| Prompt |
Write out all the lines again, precisely as they stand, but without the images.

| Given data |
#####

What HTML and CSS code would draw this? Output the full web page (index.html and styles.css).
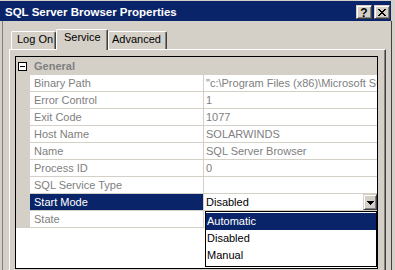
FILE: index.html
```html
<!DOCTYPE html>
<html>
<head>
<meta charset="utf-8">
<link rel="stylesheet" href="styles.css">
</head>
<body>
<div class="win">
  <div class="titlebar">
    <span class="title">SQL Server Browser Properties</span>
    <div class="tbtns">
      <span class="tbtn help">?</span>
      <span class="tbtn close"><svg width="8" height="7" viewBox="0 0 8 7" shape-rendering="crispEdges"><path d="M0 0h2v1h-2zM6 0h2v1h-2zM1 1h2v1h-2zM5 1h2v1h-2zM2 2h4v1h-4zM3 3h2v1h-2zM2 4h4v1h-4zM1 5h2v1h-2zM5 5h2v1h-2zM0 6h2v1h-2zM6 6h2v1h-2z" fill="#000"/></svg></span>
    </div>
  </div>
  <div class="client">
    <div class="frame">
      <div class="tabs">
        <div class="tab t1">Log On</div>
        <div class="tab t2 sel">Service</div>
        <div class="tab t3">Advanced</div>
      </div>
      <div class="panel">
        <div class="grid">
          <div class="cat"><span class="toggle"><span class="minus"></span></span><span class="catname">General</span></div>
          <div class="row"><span class="gut"></span><span class="name">Binary Path</span><span class="val">"c:\Program Files (x86)\Microsoft SQL Server\90\Shared\sqlbrowser.exe"</span></div>
          <div class="row"><span class="gut"></span><span class="name">Error Control</span><span class="val">1</span></div>
          <div class="row"><span class="gut"></span><span class="name">Exit Code</span><span class="val">1077</span></div>
          <div class="row"><span class="gut"></span><span class="name">Host Name</span><span class="val">SOLARWINDS</span></div>
          <div class="row"><span class="gut"></span><span class="name">Name</span><span class="val">SQL Server Browser</span></div>
          <div class="row"><span class="gut"></span><span class="name">Process ID</span><span class="val">0</span></div>
          <div class="row"><span class="gut"></span><span class="name">SQL Service Type</span><span class="val"></span></div>
          <div class="row sel"><span class="gut"></span><span class="name">Start Mode</span><span class="val edit"><span class="etext">Disabled</span><span class="ddbtn"><svg width="7" height="4" viewBox="0 0 7 4" shape-rendering="crispEdges"><path d="M0 0h7v1h-7zM1 1h5v1h-5zM2 2h3v1h-3zM3 3h1v1h-1z" fill="#000"/></svg></span></span></div>
          <div class="row"><span class="gut"></span><span class="name">State</span><span class="val"></span></div>
          <div class="ddlist">
            <div class="item hi">Automatic</div>
            <div class="item">Disabled</div>
            <div class="item">Manual</div>
          </div>
        </div>
      </div>
    </div>
  </div>
</div>
</body>
</html>
```

FILE: styles.css
```css
* { box-sizing: border-box; }
html, body { margin: 0; padding: 0; }
body {
  width: 395px;
  height: 270px;
  overflow: hidden;
  background: #d4d0c8;
  font-family: "Liberation Sans", Arial, sans-serif;
  font-size: 11px;
  color: #000;
}
.win {
  width: 392px;
  height: 270px;
  padding-top: 1px;
  display: flex;
  flex-direction: column;
}
.titlebar {
  height: 20px;
  width: 391px;
  flex: none;
  background: #0a246a;
  display: flex;
  align-items: flex-start;
  padding: 0 1px 0 5px;
}
.title {
  flex: 1;
  color: #fff;
  font-weight: bold;
  font-size: 11.5px;
  line-height: 13px;
  padding-top: 5px;
  white-space: nowrap;
}
.tbtns {
  display: flex;
  gap: 2px;
  margin-top: 4px;
}
.tbtn {
  width: 16px;
  height: 14px;
  background: #d4d0c8;
  border: 1px solid;
  border-color: #d4d0c8 #404040 #404040 #d4d0c8;
  box-shadow: inset 1px 1px #fff, inset -1px -1px #808080;
  display: flex;
  align-items: center;
  justify-content: center;
}
.help {
  font-weight: bold;
  font-size: 12px;
  line-height: 12px;
  padding-top: 1px;
}
.client {
  flex: 1;
  width: 392px;
  border-right: 1px solid #404040;
  padding: 0 5px 0 2px;
  overflow: hidden;
}
.frame {
  height: 100%;
  border-left: 1px solid #808080;
  padding: 8px 0 0 6px;
  display: flex;
  flex-direction: column;
}
.tabs {
  display: flex;
  align-items: flex-end;
  height: 20px;
  padding-left: 2px;
  position: relative;
  z-index: 1;
  flex: none;
}
.tab {
  height: 18px;
  border-top: 1px solid #fff;
  border-left: 1px solid #fff;
  border-right: 1px solid #404040;
  box-shadow: inset -1px 0 #808080;
  border-radius: 2px 2px 0 0;
  line-height: 15px;
  white-space: nowrap;
  background: #d4d0c8;
}
.t1 { width: 45px; padding-left: 5px; }
.t2 { width: 52px; padding-left: 7px; }
.t3 { width: 59px; padding-left: 3px; }
.tab.sel {
  height: 21px;
  margin-bottom: -1px;
}
.panel {
  flex: 1;
  border-top: 1px solid #fff;
  border-left: 1px solid #fff;
  border-right: 1px solid #404040;
  box-shadow: inset -1px 0 #808080;
  padding: 6px 7px 0 5px;
}
.grid {
  position: relative;
  width: 363px;
  height: 213px;
  border: 1px solid #000;
  background: #fff;
  color: #808080;
}
.cat {
  height: 18px;
  background: #d4d0c8;
  display: flex;
  align-items: center;
}
.toggle {
  width: 9px;
  height: 9px;
  margin-left: 2px;
  border: 1px solid #000;
  background: #fff;
  display: flex;
  align-items: center;
  justify-content: center;
}
.minus {
  width: 5px;
  height: 1px;
  background: #000;
}
.catname {
  margin-left: 7px;
  font-weight: bold;
  line-height: 16px;
}
.row {
  display: flex;
  height: 17px;
  line-height: 16px;
  white-space: nowrap;
}
.gut {
  width: 14px;
  flex: none;
  background: #d4d0c8;
}
.name {
  width: 174px;
  flex: none;
  padding-left: 4px;
  border-right: 1px solid #d4d0c8;
  border-bottom: 1px solid #d4d0c8;
  overflow: hidden;
}
.val {
  flex: 1;
  min-width: 0;
  padding-left: 2px;
  border-bottom: 1px solid #d4d0c8;
  overflow: hidden;
}
.row.sel .name {
  background: #0a246a;
  color: #fff;
}
.val.edit {
  display: flex;
  color: #000;
  padding-right: 0;
}
.etext { flex: 1; }
.ddbtn {
  width: 14px;
  height: 16px;
  flex: none;
  background: #d4d0c8;
  border: 1px solid;
  border-color: #d4d0c8 #404040 #404040 #d4d0c8;
  box-shadow: inset 1px 1px #fff, inset -1px -1px #808080;
  display: flex;
  align-items: center;
  justify-content: center;
  padding-top: 1px;
}
.ddbtn svg { display: block; }
.ddlist {
  position: absolute;
  left: 189px;
  top: 154px;
  width: 172px;
  height: 56px;
  border: 1px solid #000;
  background: #fff;
  color: #000;
  padding-top: 1px;
}
.item {
  height: 17px;
  line-height: 17px;
  padding-left: 1px;
}
.item.hi {
  background: #0a246a;
  color: #fff;
}
```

#####

| Exercise output |
What HTML and CSS code would draw this? Output the full web page (index.html and styles.css).
FILE: index.html
```html
<!DOCTYPE html>
<html>
<head>
<meta charset="utf-8">
<link rel="stylesheet" href="styles.css">
</head>
<body>
<div class="win">
  <div class="titlebar">
    <span class="title">SQL Server Browser Properties</span>
    <div class="tbtns">
      <span class="tbtn help">?</span>
      <span class="tbtn close"><svg width="8" height="7" viewBox="0 0 8 7" shape-rendering="crispEdges"><path d="M0 0h2v1h-2zM6 0h2v1h-2zM1 1h2v1h-2zM5 1h2v1h-2zM2 2h4v1h-4zM3 3h2v1h-2zM2 4h4v1h-4zM1 5h2v1h-2zM5 5h2v1h-2zM0 6h2v1h-2zM6 6h2v1h-2z" fill="#000"/></svg></span>
    </div>
  </div>
  <div class="client">
    <div class="frame">
      <div class="tabs">
        <div class="tab t1">Log On</div>
        <div class="tab t2 sel">Service</div>
        <div class="tab t3">Advanced</div>
      </div>
      <div class="panel">
        <div class="grid">
          <div class="cat"><span class="toggle"><span class="minus"></span></span><span class="catname">General</span></div>
          <div class="row"><span class="gut"></span><span class="name">Binary Path</span><span class="val">"c:\Program Files (x86)\Microsoft SQL Server\90\Shared\sqlbrowser.exe"</span></div>
          <div class="row"><span class="gut"></span><span class="name">Error Control</span><span class="val">1</span></div>
          <div class="row"><span class="gut"></span><span class="name">Exit Code</span><span class="val">1077</span></div>
          <div class="row"><span class="gut"></span><span class="name">Host Name</span><span class="val">SOLARWINDS</span></div>
          <div class="row"><span class="gut"></span><span class="name">Name</span><span class="val">SQL Server Browser</span></div>
          <div class="row"><span class="gut"></span><span class="name">Process ID</span><span class="val">0</span></div>
          <div class="row"><span class="gut"></span><span class="name">SQL Service Type</span><span class="val"></span></div>
          <div class="row sel"><span class="gut"></span><span class="name">Start Mode</span><span class="val edit"><span class="etext">Disabled</span><span class="ddbtn"><svg width="7" height="4" viewBox="0 0 7 4" shape-rendering="crispEdges"><path d="M0 0h7v1h-7zM1 1h5v1h-5zM2 2h3v1h-3zM3 3h1v1h-1z" fill="#000"/></svg></span></span></div>
          <div class="row"><span class="gut"></span><span class="name">State</span><span class="val"></span></div>
          <div class="ddlist">
            <div class="item hi">Automatic</div>
            <div class="item">Disabled</div>
            <div class="item">Manual</div>
          </div>
        </div>
      </div>
    </div>
  </div>
</div>
</body>
</html>
```

FILE: styles.css
```css
* { box-sizing: border-box; }
html, body { margin: 0; padding: 0; }
body {
  width: 395px;
  height: 270px;
  overflow: hidden;
  background: #d4d0c8;
  font-family: "Liberation Sans", Arial, sans-serif;
  font-size: 11px;
  color: #000;
}
.win {
  width: 392px;
  height: 270px;
  padding-top: 1px;
  display: flex;
  flex-direction: column;
}
.titlebar {
  height: 20px;
  width: 391px;
  flex: none;
  background: #0a246a;
  display: flex;
  align-items: flex-start;
  padding: 0 1px 0 5px;
}
.title {
  flex: 1;
  color: #fff;
  font-weight: bold;
  font-size: 11.5px;
  line-height: 13px;
  padding-top: 5px;
  white-space: nowrap;
}
.tbtns {
  display: flex;
  gap: 2px;
  margin-top: 4px;
}
.tbtn {
  width: 16px;
  height: 14px;
  background: #d4d0c8;
  border: 1px solid;
  border-color: #d4d0c8 #404040 #404040 #d4d0c8;
  box-shadow: inset 1px 1px #fff, inset -1px -1px #808080;
  display: flex;
  align-items: center;
  justify-content: center;
}
.help {
  font-weight: bold;
  font-size: 12px;
  line-height: 12px;
  padding-top: 1px;
}
.client {
  flex: 1;
  width: 392px;
  border-right: 1px solid #404040;
  padding: 0 5px 0 2px;
  overflow: hidden;
}
.frame {
  height: 100%;
  border-left: 1px solid #808080;
  padding: 8px 0 0 6px;
  display: flex;
  flex-direction: column;
}
.tabs {
  display: flex;
  align-items: flex-end;
  height: 20px;
  padding-left: 2px;
  position: relative;
  z-index: 1;
  flex: none;
}
.tab {
  height: 18px;
  border-top: 1px solid #fff;
  border-left: 1px solid #fff;
  border-right: 1px solid #404040;
  box-shadow: inset -1px 0 #808080;
  border-radius: 2px 2px 0 0;
  line-height: 15px;
  white-space: nowrap;
  background: #d4d0c8;
}
.t1 { width: 45px; padding-left: 5px; }
.t2 { width: 52px; padding-left: 7px; }
.t3 { width: 59px; padding-left: 3px; }
.tab.sel {
  height: 21px;
  margin-bottom: -1px;
}
.panel {
  flex: 1;
  border-top: 1px solid #fff;
  border-left: 1px solid #fff;
  border-right: 1px solid #404040;
  box-shadow: inset -1px 0 #808080;
  padding: 6px 7px 0 5px;
}
.grid {
  position: relative;
  width: 363px;
  height: 213px;
  border: 1px solid #000;
  background: #fff;
  color: #808080;
}
.cat {
  height: 18px;
  background: #d4d0c8;
  display: flex;
  align-items: center;
}
.toggle {
  width: 9px;
  height: 9px;
  margin-left: 2px;
  border: 1px solid #000;
  background: #fff;
  display: flex;
  align-items: center;
  justify-content: center;
}
.minus {
  width: 5px;
  height: 1px;
  background: #000;
}
.catname {
  margin-left: 7px;
  font-weight: bold;
  line-height: 16px;
}
.row {
  display: flex;
  height: 17px;
  line-height: 16px;
  white-space: nowrap;
}
.gut {
  width: 14px;
  flex: none;
  background: #d4d0c8;
}
.name {
  width: 174px;
  flex: none;
  padding-left: 4px;
  border-right: 1px solid #d4d0c8;
  border-bottom: 1px solid #d4d0c8;
  overflow: hidden;
}
.val {
  flex: 1;
  min-width: 0;
  padding-left: 2px;
  border-bottom: 1px solid #d4d0c8;
  overflow: hidden;
}
.row.sel .name {
  background: #0a246a;
  color: #fff;
}
.val.edit {
  display: flex;
  color: #000;
  padding-right: 0;
}
.etext { flex: 1; }
.ddbtn {
  width: 14px;
  height: 16px;
  flex: none;
  background: #d4d0c8;
  border: 1px solid;
  border-color: #d4d0c8 #404040 #404040 #d4d0c8;
  box-shadow: inset 1px 1px #fff, inset -1px -1px #808080;
  display: flex;
  align-items: center;
  justify-content: center;
  padding-top: 1px;
}
.ddbtn svg { display: block; }
.ddlist {
  position: absolute;
  left: 189px;
  top: 154px;
  width: 172px;
  height: 56px;
  border: 1px solid #000;
  background: #fff;
  color: #000;
  padding-top: 1px;
}
.item {
  height: 17px;
  line-height: 17px;
  padding-left: 1px;
}
.item.hi {
  background: #0a246a;
  color: #fff;
}
```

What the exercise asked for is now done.